The protest is denied.

1. Under the section 8(a) program, SBA enters into contracts with government agencies and arranges for performance through subcontracts with socially and economically disadvantaged business concerns. See 15 U.S.C. Sec. 637(a) Under certain circumstances, acquisitions offered to SBA under the 8(a) program must be awarded on the basis of competition limited to eligible 8(a) firms. See Federal Acquisition Regulation (FAR) Sec. 19.805.

2. We note that SBA has not objected to the Air Force's decision.

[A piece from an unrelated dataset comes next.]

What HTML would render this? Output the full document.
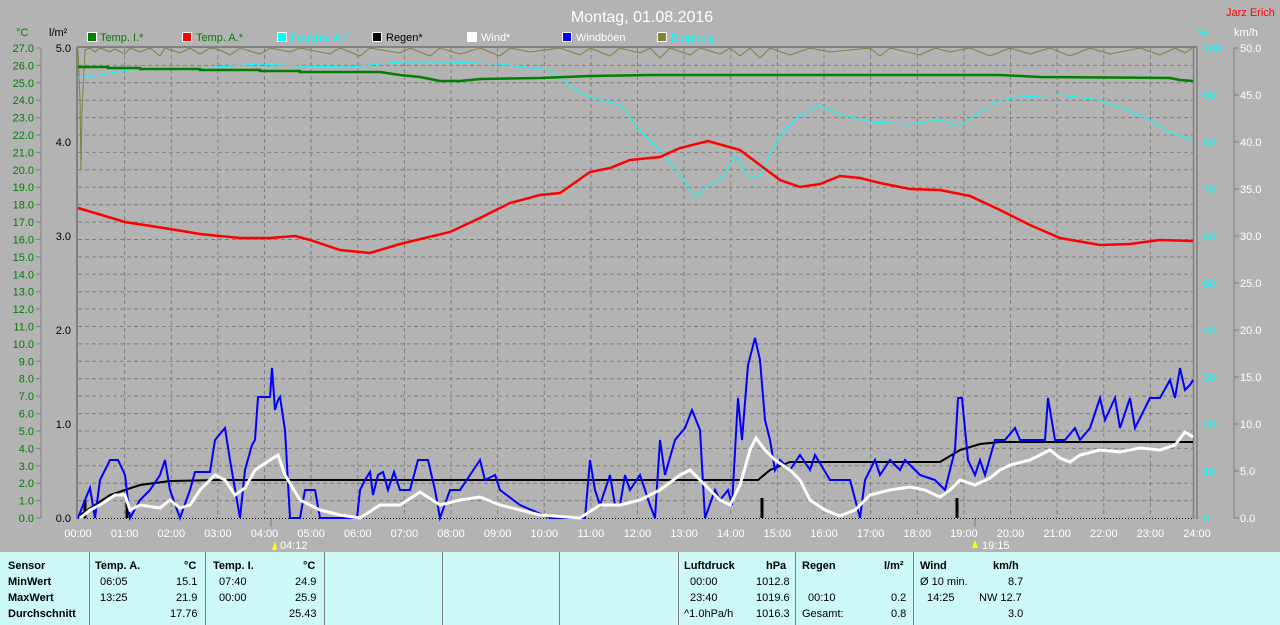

3. Because the new solicitation has not yet been issued, the Air Force has asked this Office not to identify the specification changes in order to prevent giving the protester and other contractors an unfair competitive advantage in the reprocurement effort. However, all this information was available to the protester's counsel under a protective order issued by our Office. In addition, certain information regarding the changes--specifically, the change in the required cleaning compound, discussed in the text above--is not subject to the protective order.

4. Consolidated also argues that proceeding with the resolicitation was improper while its protest challenging the cancellation of the prior RFP was pending. This issue is academic in light of our finding that the agency's cancellation was unobjectionable. See ASR Mgmt. & Technical Servs., B-244862.3; B-247422, Apr. 23, 1992, 92-1 CPD Para. 383.